Although the demise of Thorpe seems to be the result of depopulation followed by enclosure, popular folklore says that it was destroyed either by a hailstorm or as a consequence of the Civil War skirmish at Willoughby Field in 1648. The first is improbable as a primary cause – the damaged houses would have been rebuilt – and the second explanation impossible as by the time of the Civil War there had been no village at Thorpe in the Glebe for nearly 200 years.


Survey of the surviving earthworks at Thorpe in the Glebe.
Modern-day buildings shown coloured.


Today all that survives of Thorpe in the Glebe is Church Site Farm (probably incorporating parts of the medieval hall), a moated site 700 metres to the south-east of the farm, plus ridge and furrow and well-defined platforms of some of the medieval dwellings. A hollow way about 10 to 20 metres wide and 430 metres long survives; a hedge now follows the line of this hollow way. This was the main village street. Running parallel is a sunken back lane. These earthworks are typical for Midlands medieval villages, although Thorpe is considered the most spectacular of Nottinghamshire's deserted medieval villages.


Church Site Farm, Thorpe in the Glebe, in 2005.


Over the years the village was known by a number of names: Thorpe Regis, King's Thorpe, Thorpe Bochart, Thorpe Buzzard and Thorpe in the Clottes. In recent years the Ordnance Survey have kept up this 'tradition' by creating an imaginary village called Windyridge on the Wysall Lane.
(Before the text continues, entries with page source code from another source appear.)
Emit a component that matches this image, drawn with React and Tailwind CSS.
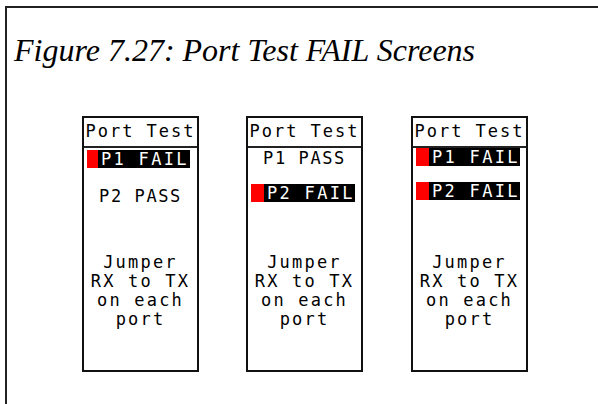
export default function App() {
  const pix = { fontFamily: '"DejaVu Sans Mono", monospace' };
  const Bar = ({ label, mt, red, black }) => (
    <div className={`flex h-[18px] pl-[3px] ${mt}`}>
      <div className={`${red} bg-[#ff0000]`} />
      <div className={`${black} bg-black pl-[3px] text-[17px] leading-[18px] tracking-[2.3px] text-white`}>{label}</div>
    </div>
  );
  const Plain = ({ label, mt }) => (
    <div className={`h-[18px] text-center text-[17px] leading-[18px] tracking-[1.6px] text-black ${mt}`}>{label}</div>
  );
  const Footer = () => (
    <div className="flex flex-col items-center text-[17px] leading-[19px] tracking-[2.2px] text-black">
      <div>Jumper</div>
      <div>RX to TX</div>
      <div>on each</div>
      <div>port</div>
    </div>
  );
  const Panel = ({ children, ml }) => (
    <div className={`flex h-[256px] w-[117px] flex-col border-2 border-[#111] bg-white ${ml}`} style={pix}>
      <div className="h-[30px] border-b-2 border-[#222] text-center text-[17px] leading-[27px] tracking-[2px] text-black">Port Test</div>
      <div className="h-[105px]">{children}</div>
      <Footer />
    </div>
  );
  return (
    <div className="h-[404px] w-[598px] overflow-hidden bg-white">
      <div className="ml-[5px] mt-[6px] h-[398px] border-l-2 border-t-2 border-[#222]">
        <div
          className="pl-[7px] pt-[24px] text-[32px] italic leading-[36px] text-black"
          style={{ fontFamily: '"Liberation Serif", serif' }}
        >
          Figure 7.27: Port Test FAIL Screens
        </div>
        <div className="mt-[48px] flex items-start">
          <Panel ml="ml-[75px]">
            <Bar label="P1 FAIL" mt="mt-[2px]" red="w-[11px]" black="w-[92px]" />
            <Plain label="P2 PASS" mt="mt-[19px]" />
          </Panel>
          <Panel ml="ml-[47px]">
            <Plain label="P1 PASS" mt="mt-[1px]" />
            <Bar label="P2 FAIL" mt="mt-[17px]" red="w-[13px]" black="w-[91px]" />
          </Panel>
          <Panel ml="ml-[48px]">
            <Bar label="P1 FAIL" mt="mt-[0px]" red="w-[13px]" black="w-[91px]" />
            <Bar label="P2 FAIL" mt="mt-[16px]" red="w-[13px]" black="w-[91px]" />
          </Panel>
        </div>
      </div>
    </div>
  );
}
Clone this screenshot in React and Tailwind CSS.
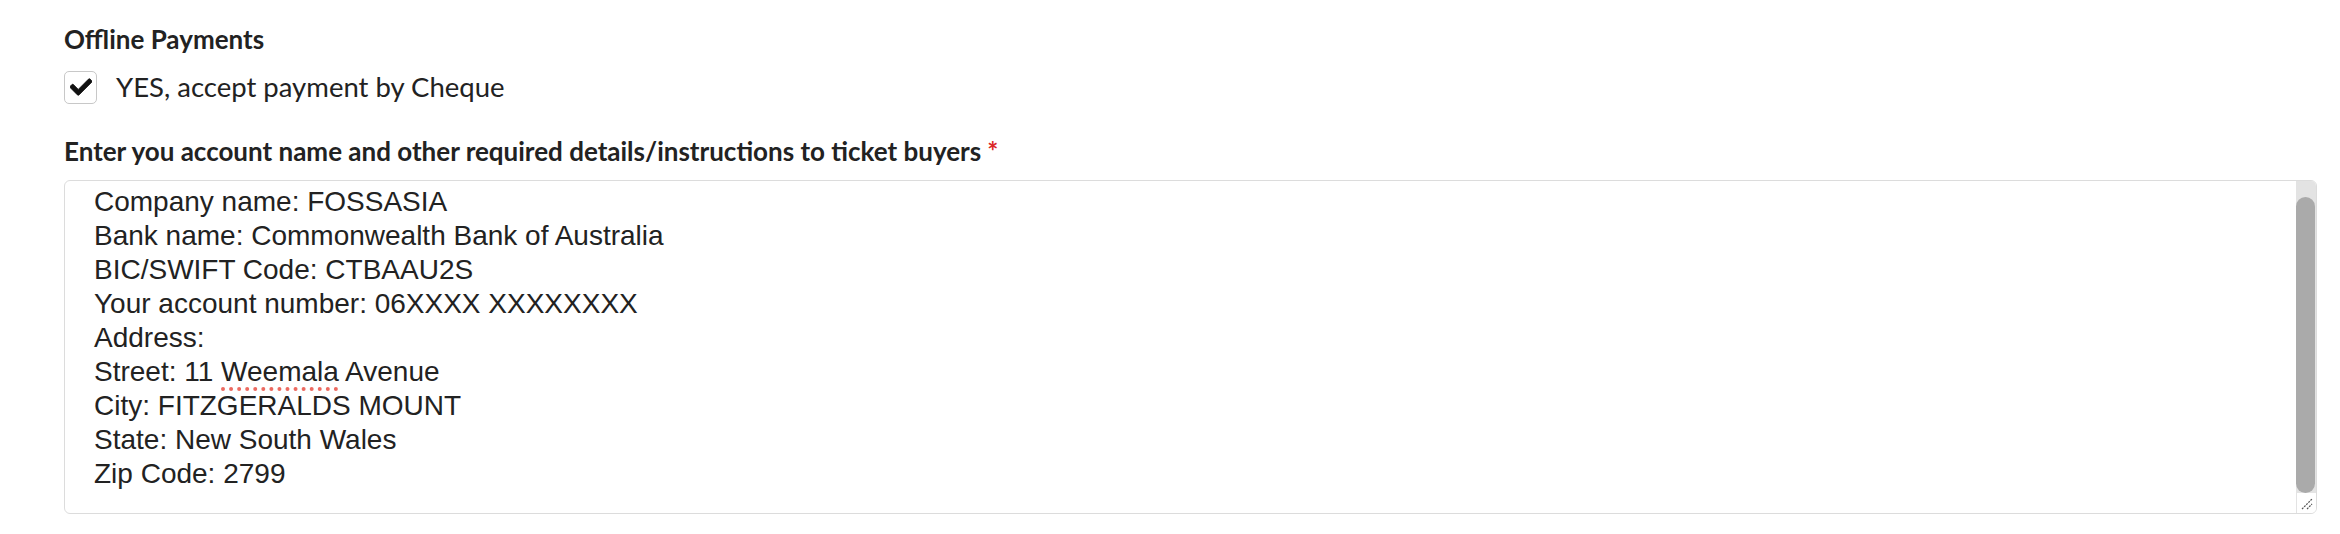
import React from "react";
import { FaCheck } from "react-icons/fa";

const lines = [
  "Company name: FOSSASIA",
  "Bank name: Commonwealth Bank of Australia",
  "BIC/SWIFT Code: CTBAAU2S",
  "Your account number: 06XXXX XXXXXXXX",
  "Address:",
];

export default function App() {
  return (
    <div className="w-[2340px] h-[534px] bg-white pl-[64px] pr-[23px] pt-[22px] font-['Lato',sans-serif] text-[#222222]">
      <div className="text-[26px] leading-[34px] font-bold">Offline Payments</div>
      <div className="flex items-center gap-[19px] mt-[14px] h-[34px]">
        <div className="w-[33px] h-[33px] rounded-[5px] border-[1.5px] border-[#c8c8c8] bg-white flex items-center justify-center">
          <FaCheck className="w-[22px] h-[22px] text-[#111111] stroke-[#111111] stroke-[20]" />
        </div>
        <span className="text-[27.5px] leading-[34px]">YES, accept payment by Cheque</span>
      </div>
      <div className="mt-[30px] text-[26px] leading-[34px] font-bold">
        Enter you account name and other required details/instructions to ticket buyers
        <span className="text-[#db2828] ml-[6px]">*</span>
      </div>
      <div className="mt-[12px] h-[334px] flex border-[1.5px] border-[#dcdcdc] rounded-[6px] overflow-hidden bg-white">
        <div className="flex-1 pl-[29px] pt-[4px] font-['Liberation_Sans',Arial,sans-serif] text-[28px] leading-[34px] text-[#222222]">
          {lines.map((l) => (
            <div key={l}>{l}</div>
          ))}
          <div>
            Street: 11{" "}
            <span className="underline decoration-dotted decoration-[#ec6a60] decoration-[4px] underline-offset-[6px]">
              Weemala
            </span>{" "}
            Avenue
          </div>
          <div>City: FITZGERALDS MOUNT</div>
          <div>State: New South Wales</div>
          <div>Zip Code: 2799</div>
        </div>
        <div className="w-[20px] flex flex-col">
          <div className="flex-1 flex flex-col bg-[#e3e3e3] pt-[16px] pr-[1px]">
            <div className="h-[296px] rounded-full bg-[#aaaaaa]"></div>
          </div>
          <div className="h-[20px] bg-white border-l border-[#e3e3e3] flex items-end justify-end">
            <svg width="14" height="14" viewBox="0 0 14 14" className="mb-[2px] mr-[2px]">
              <line x1="2" y1="12" x2="12" y2="2" stroke="#555" strokeWidth="1.2" strokeDasharray="2 1" />
              <line x1="7" y1="12" x2="12" y2="7" stroke="#555" strokeWidth="1.2" strokeDasharray="2 1" />
            </svg>
          </div>
        </div>
      </div>
    </div>
  );
}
This is shown on road atlases and is presumably part of their policy of including 'deliberate mistakes' to be able to identify people who publish computer-generated maps without paying the OS the appropriate fees.

The map and all the historical information in this article is based on 'The deserted medieval village of Thorpe-in-the-Glebe, Nottinghamshire' by Alan Cameron and Colm O'Brien, Transactions of the Thoroton Society of Nottinghamshire, 1981, p5667.